> Challenge: Single out each line with the word "styles" and copy it.

━━━━━ Data provided

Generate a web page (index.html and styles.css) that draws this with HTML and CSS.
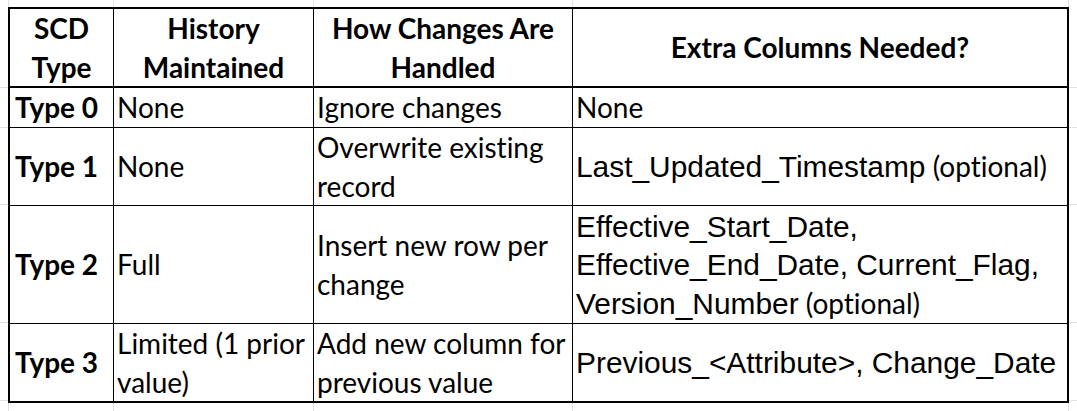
FILE: index.html
```html
<!DOCTYPE html>
<html lang="en">
<head>
<meta charset="utf-8">
<title>SCD Types</title>
<link rel="stylesheet" href="styles.css">
</head>
<body>
<div class="sheet">
  <table class="scd">
    <colgroup>
      <col class="c1"><col class="c2"><col class="c3"><col class="c4">
    </colgroup>
    <thead>
      <tr class="r-head">
        <th>SCD<br>Type</th>
        <th>History<br>Maintained</th>
        <th>How Changes Are<br>Handled</th>
        <th>Extra Columns Needed?</th>
      </tr>
    </thead>
    <tbody>
      <tr class="r0">
        <td class="label">Type 0</td>
        <td>None</td>
        <td>Ignore changes</td>
        <td>None</td>
      </tr>
      <tr class="r1">
        <td class="label">Type 1</td>
        <td>None</td>
        <td>Overwrite existing<br>record</td>
        <td><span class="ar">Last_Updated_Timestamp</span> (optional)</td>
      </tr>
      <tr class="r2">
        <td class="label">Type 2</td>
        <td>Full</td>
        <td>Insert new row per<br>change</td>
        <td><span class="ar">Effective_Start_Date,<br>Effective_End_Date, Current_Flag,<br>Version_Number</span> (optional)</td>
      </tr>
      <tr class="r3">
        <td class="label">Type 3</td>
        <td>Limited (1 prior<br>value)</td>
        <td>Add new column for<br>previous value</td>
        <td><span class="ar">Previous_&lt;Attribute&gt;, Change_Date</span></td>
      </tr>
    </tbody>
  </table>
</div>
</body>
</html>
```

FILE: styles.css
```css
html, body {
  margin: 0;
  padding: 0;
  background: #ffffff;
}

.sheet {
  width: 1077px;
  height: 411px;
  box-sizing: border-box;
  padding: 7px 0 0 8px;
  background:
    linear-gradient(#e2e2e2, #e2e2e2) 8px 0 / 1px 100% no-repeat,
    linear-gradient(#e2e2e2, #e2e2e2) 113px 0 / 1px 100% no-repeat,
    linear-gradient(#e2e2e2, #e2e2e2) 313px 0 / 1px 100% no-repeat,
    linear-gradient(#e2e2e2, #e2e2e2) 572px 0 / 1px 100% no-repeat,
    linear-gradient(#e2e2e2, #e2e2e2) 1068px 0 / 1px 100% no-repeat,
    linear-gradient(#e2e2e2, #e2e2e2) 0 87px / 100% 1px no-repeat,
    linear-gradient(#e2e2e2, #e2e2e2) 0 127px / 100% 1px no-repeat,
    linear-gradient(#e2e2e2, #e2e2e2) 0 204px / 100% 1px no-repeat,
    linear-gradient(#e2e2e2, #e2e2e2) 0 322px / 100% 1px no-repeat,
    linear-gradient(#e2e2e2, #e2e2e2) 0 400px / 100% 1px no-repeat,
    #ffffff;
  font-family: "Lato", "Noto Sans", sans-serif;
  font-size: 28px;
  font-variant-ligatures: none;
  color: #000;
}

.scd {
  border-collapse: separate;
  border-spacing: 0;
  border: 2px solid #000;
  table-layout: fixed;
  width: 1061px;
  background: #fff;
}

.c1 { width: 104px; }
.c2 { width: 200px; }
.c3 { width: 259px; }
.c4 { width: 494px; }

.scd th,
.scd td {
  box-sizing: border-box;
  border-right: 1px solid #000;
  border-bottom: 1px solid #000;
  padding: 0 0 0 3px;
  vertical-align: middle;
  line-height: 38.5px;
  white-space: nowrap;
  overflow: hidden;
}

.scd th:last-child,
.scd td:last-child {
  border-right: 0;
}

.scd tbody tr:last-child td {
  border-bottom: 0;
}

.scd th {
  font-weight: 700;
  text-align: center;
  padding: 0;
  border-bottom: 2px solid #000;
  height: 79px;
}

.scd td.label {
  font-weight: 700;
  padding-left: 5px;
}

.r0 td { height: 40px; }
.r1 td { height: 77px; }
.r2 td { height: 118px; }
.r3 td { height: 76px; }

.ar {
  font-family: "Liberation Sans", Arial, sans-serif;
  font-size: 29.9px;
  line-height: 28px;
}
```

━━━━━━━━━━

> Output of the exercise:
Generate a web page (index.html and styles.css) that draws this with HTML and CSS.
<link rel="stylesheet" href="styles.css">
FILE: styles.css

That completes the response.